§ EXERCISE BRIEF:
Each line holding the word "index" counts once; give the total and nothing more.

§ AVAILABLE DATA:
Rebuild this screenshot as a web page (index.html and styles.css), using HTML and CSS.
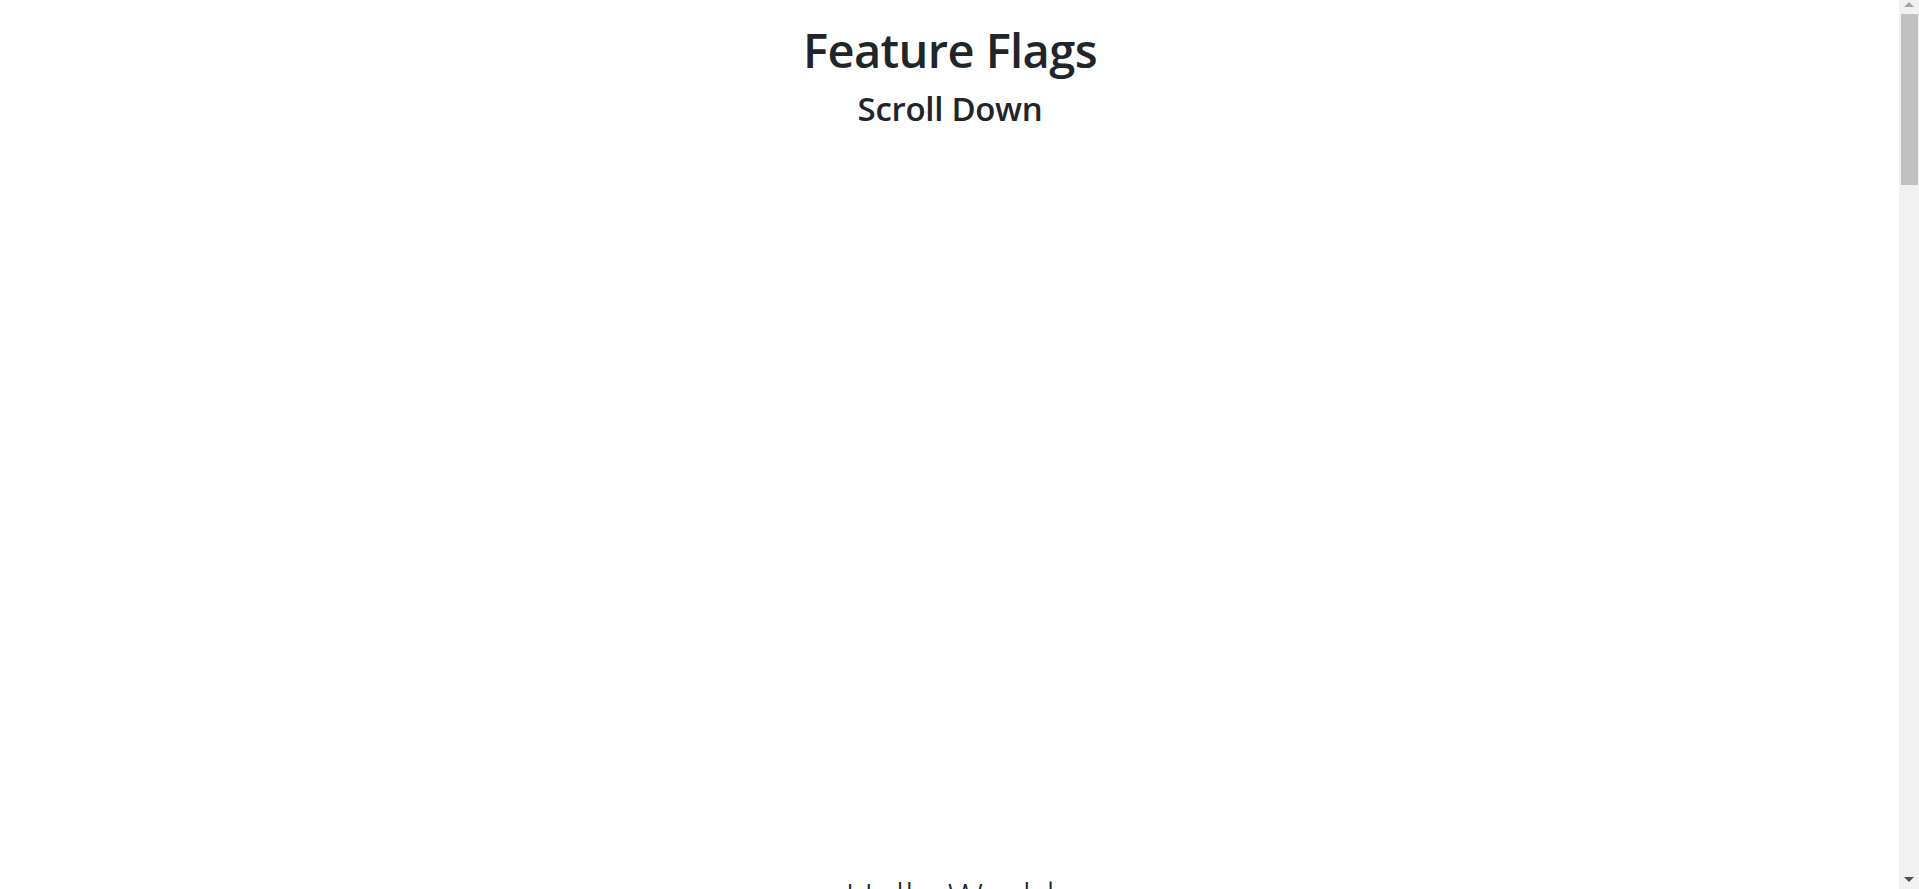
FILE: index.html
```html
<!DOCTYPE html>
<html lang="en">
<head>
<meta charset="utf-8">
<title>Feature Flags</title>
<link rel="stylesheet" href="styles.css">
</head>
<body>
<main class="page">
  <header class="intro">
    <h1 class="title">Feature Flags</h1>
    <h2 class="subtitle">Scroll Down</h2>
  </header>
  <section class="spacer"></section>
  <section class="feature">
    <p class="hello">Hello World</p>
  </section>
</main>
<div class="scrollbar" aria-hidden="true">
  <span class="arrow arrow-up"></span>
  <span class="thumb"></span>
  <span class="track-fill"></span>
  <span class="arrow arrow-down"></span>
</div>
</body>
</html>
```

FILE: styles.css
```css
html, body {
  margin: 0;
  padding: 0;
  background: #ffffff;
}
body {
  font-family: "Open Sans", "Noto Sans", sans-serif;
  color: #212529;
  padding-right: 19px;
}
.page {
  display: flex;
  flex-direction: column;
  align-items: center;
  text-align: center;
}
.intro {
  display: flex;
  flex-direction: column;
  align-items: center;
  padding-top: 22px;
}
.title {
  margin: 0;
  font-size: 47px;
  font-weight: 600;
  line-height: 1.2;
  letter-spacing: -0.6px;
}
.subtitle {
  margin: 11px 0 0;
  font-size: 33px;
  font-weight: 600;
  line-height: 1.2;
  letter-spacing: -0.3px;
}
.spacer {
  height: 745px;
}
.feature {
  padding-bottom: 200px;
}
.hello {
  margin: 0;
  font-size: 40px;
  font-weight: 300;
  line-height: 1.2;
}
.scrollbar {
  position: fixed;
  top: 0;
  right: 0;
  bottom: 0;
  width: 20px;
  background: #f1f1f1;
  display: flex;
  flex-direction: column;
  align-items: center;
}
.arrow {
  width: 0;
  height: 0;
  border-left: 5px solid transparent;
  border-right: 5px solid transparent;
  flex: none;
}
.arrow-up {
  margin-top: 2px;
  border-bottom: 5px solid #a3a3a3;
}
.arrow-down {
  margin-bottom: 7px;
  border-top: 5px solid #505050;
}
.thumb {
  margin-top: 7px;
  width: 17px;
  height: 171px;
  background: #c1c1c1;
  flex: none;
}
.track-fill {
  flex: 1;
}
```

§ FINISHED EXERCISE:
2